Our calling is to continually seek to get closer to Him, to draw near to His heart. In the process something I think we need to reflect on is our corporate rather than individual calling. Our culture encourages a great deal of focus on self, and while we need an awareness of our purpose and calling, the context is always as part of a body.

The New Testament places great value on the individual soul but not in isolation. In our calling to walk deeper into Him we are called to the following.

15  but, speaking the truth in love, may grow up in all things into Him who is the head – Christ – 16  from whom the whole body, joined and knit together by what every joint supplies, according to the effective working by which every part does its share, causes growth of the body for the edifying of itself in love. Ephesians 4:15-16 (NKJV)

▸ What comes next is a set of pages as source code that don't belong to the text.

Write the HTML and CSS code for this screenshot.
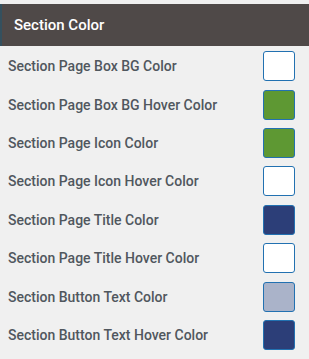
FILE: index.html
```
<!DOCTYPE html>
<html>
<head>
<meta charset="utf-8">
<link rel="stylesheet" href="styles.css">
</head>
<body>
<div class="panel">
  <div class="header">Section Color</div>
  <div class="rows">
    <div class="row"><span class="label">Section Page Box BG Color</span><span class="swatch white"></span></div>
    <div class="row"><span class="label">Section Page Box BG Hover Color</span><span class="swatch green"></span></div>
    <div class="row"><span class="label">Section Page Icon Color</span><span class="swatch green"></span></div>
    <div class="row"><span class="label">Section Page Icon Hover Color</span><span class="swatch white"></span></div>
    <div class="row"><span class="label">Section Page Title Color</span><span class="swatch navy"></span></div>
    <div class="row"><span class="label">Section Page Title Hover Color</span><span class="swatch white"></span></div>
    <div class="row"><span class="label">Section Button Text Color</span><span class="swatch light"></span></div>
    <div class="row"><span class="label">Section Button Text Hover Color</span><span class="swatch navy"></span></div>
  </div>
</div>
</body>
</html>
```
FILE: styles.css
```
html, body {
  margin: 0;
  padding: 0;
  background: #f0f0f0;
}
body {
  font-family: Roboto, "Noto Sans", sans-serif;
  width: 309px;
  height: 359px;
  overflow: hidden;
}
.panel {
  padding-top: 4px;
}
.header {
  background: #4f4948;
  border-left: 2px solid #34505e;
  color: #ffffff;
  font-size: 15px;
  font-weight: 500;
  height: 42px;
  line-height: 42px;
  padding-left: 12px;
}
.rows {
  display: flex;
  flex-direction: column;
  padding-top: 1px;
}
.row {
  display: flex;
  align-items: center;
  justify-content: space-between;
  height: 38.43px;
  padding-left: 8px;
  padding-right: 14px;
}
.label {
  color: #50575e;
  font-size: 14px;
  font-weight: 500;
}
.swatch {
  width: 30px;
  height: 28px;
  border: 1px solid #2271b1;
  border-radius: 3px;
  box-sizing: content-box;
}
.white { background: #ffffff; }
.green { background: #5e9833; }
.navy { background: #2c3e78; }
.light { background: #aab3c9; }
```
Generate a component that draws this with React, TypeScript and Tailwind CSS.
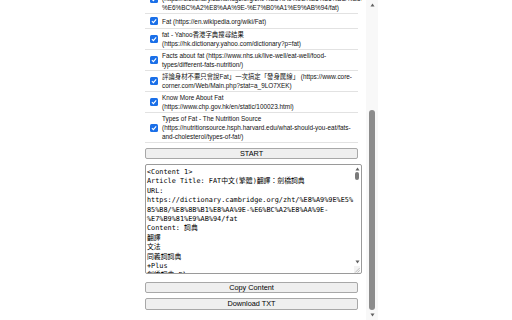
import React from 'react';

const items = [
  {
    title: 'FAT中文(簡體)翻譯：劍橋詞典',
    url: 'https://dictionary.cambridge.org/zht/%E8%A9%9E%E5%85%B8/%E8%8B%B1%E8%AA%9E-%E6%BC%A2%E8%AA%9E-%E7%B0%A1%E9%AB%94/fat',
  },
  { title: 'Fat', url: 'https://en.wikipedia.org/wiki/Fat' },
  { title: 'fat - Yahoo香港字典搜尋結果', url: 'https://hk.dictionary.yahoo.com/dictionary?p=fat' },
  { title: 'Facts about fat', url: 'https://www.nhs.uk/live-well/eat-well/food-types/different-fats-nutrition/' },
  { title: '評論身材不要只會說Fat」一次搞定「發身厲線」', url: 'https://www.core-corner.com/Web/Main.php?stat=a_9LO7XEK' },
  { title: 'Know More About Fat', url: 'https://www.chp.gov.hk/en/static/100023.html' },
  {
    title: 'Types of Fat - The Nutrition Source',
    url: 'https://nutritionsource.hsph.harvard.edu/what-should-you-eat/fats-and-cholesterol/types-of-fat/',
  },
];

const content = `<Content 1>
Article Title: FAT中文(繁體)翻譯：劍橋詞典
URL:
https://dictionary.cambridge.org/zht/%E8%A9%9E%E5%85%B8/%E8%8B%B1%E8%AA%9E-%E6%BC%A2%E8%AA%9E-%E7%B9%81%E9%AB%94/fat
Content: 詞典
翻譯
文法
同義詞詞典
+Plus
劍橋詞典+Plus
登入
註冊`;

function Check() {
  return (
    <span className="flex h-[8px] w-[8px] shrink-0 items-center justify-center rounded-[1.5px] bg-[#1a6fe8]">
      <svg width="6" height="6" viewBox="0 0 10 10">
        <polyline points="1.5,5.2 4,7.6 8.6,2.4" fill="none" stroke="white" strokeWidth="1.9" />
      </svg>
    </span>
  );
}

function Arrow({ up, size = 5 }: { up?: boolean; size?: number }) {
  return (
    <svg width={size} height={size - 1} viewBox="0 0 10 8" className="mx-auto shrink-0">
      {up ? <polygon points="5,1 9,7 1,7" fill="#606060" /> : <polygon points="1,1 9,1 5,7" fill="#606060" />}
    </svg>
  );
}

const btn =
  'flex h-[11px] w-[213px] shrink-0 items-center justify-center rounded-[2px] border border-[#a8a8a8] bg-[#efefef] text-[7.3px] leading-none text-black';

export default function App() {
  return (
    <div className="flex h-[320px] w-[512px] bg-white font-['Liberation_Sans','Noto_Sans_CJK_TC',sans-serif]">
      <div className="ml-[145px] flex h-[320px] w-[217px] flex-col justify-end overflow-hidden pb-[10px]">
        <div className="flex w-[213px] shrink-0 flex-col">
          {items.map((it, i) => (
            <div key={i} className="flex min-h-[15px] shrink-0 items-center border-b border-[#e2e2e2] py-px">
              <span className="ml-[5px]">
                <Check />
              </span>
              <p className="ml-[4px] w-[192px] text-[6.4px] leading-[9px] text-[#111]">
                {it.title} ({it.url})
              </p>
            </div>
          ))}
        </div>

        <button className={`${btn} mt-[5px]`}>START</button>

        <div className="mt-[5px] flex h-[110px] w-[217px] shrink-0 rounded-[2px] border border-[#9a9a9a] bg-white">
          <div className="w-[208px] overflow-hidden whitespace-pre-wrap break-words pl-[1px] pt-[3px] font-['DejaVu_Sans_Mono','Noto_Sans_CJK_TC',monospace] text-[6.85px] leading-[9.4px] text-black">
            {content}
          </div>
          <div className="flex w-[6px] flex-col pt-[2px]">
            <Arrow up size={5} />
            <div className="mx-auto mt-[1px] h-[8px] w-[4px] rounded-full bg-[#7a7a7a]" />
            <div className="flex-1" />
            <Arrow size={5} />
            <svg width="6" height="7" viewBox="0 0 6 7" className="mt-[2px]">
              <rect x="0" y="0" width="6" height="7" fill="#f3f3f3" />
              <line x1="5.7" y1="2" x2="1.2" y2="6.5" stroke="#9a9a9a" strokeWidth="0.6" />
              <line x1="5.7" y1="4.3" x2="3.5" y2="6.5" stroke="#9a9a9a" strokeWidth="0.6" />
            </svg>
          </div>
        </div>

        <button className={`${btn} mt-[8px]`}>Copy Content</button>
        <button className={`${btn} mt-[5px] h-[12px]`}>Download TXT</button>
      </div>

      <div className="ml-[4px] flex h-[320px] w-[12px] flex-col bg-[#f8f8f8] pt-[3px]">
        <Arrow up size={5} />
        <div className="flex-1" />
        <div className="mx-auto h-[200px] w-[6px] rounded-full bg-[#8c8c8c]" />
        <div className="flex h-[10px] items-center">
          <Arrow size={5} />
        </div>
      </div>
    </div>
  );
}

We are to speak the truth, be motivated by love and seek to see each one of us take our place in the body and see the whole body strengthened and each member effectively doing their part. The context is that we are together being built into His dwelling place.

19  Now, therefore, you are no longer strangers and foreigners, but fellow citizens with the saints and members of the household of God, 20  having been built on the foundation of the apostles and prophets, Jesus Christ Himself being the chief corner stone, 21  in whom the whole building, being joined together, grows into a holy temple in the Lord, 22  in whom you also are being built together for a dwelling place of God in the Spirit. Ephesians 2:19-22 (NKJV)

It is a joined together body that Jesus is building for His dwelling place. This past week. A friend sent a note asking what I sensed the Spirit was saying for this year. I prayed and what He spoke to my heart was, “We need to find our voice.” My understanding of this is that ‘we’ the church as a corporate body need to understand and embrace our authority and discern His strategy in speaking into our culture.

In conclusion, my prayer is that this year we would resolve to find our place in His body and see it strengthened to accomplish His corporate purposes.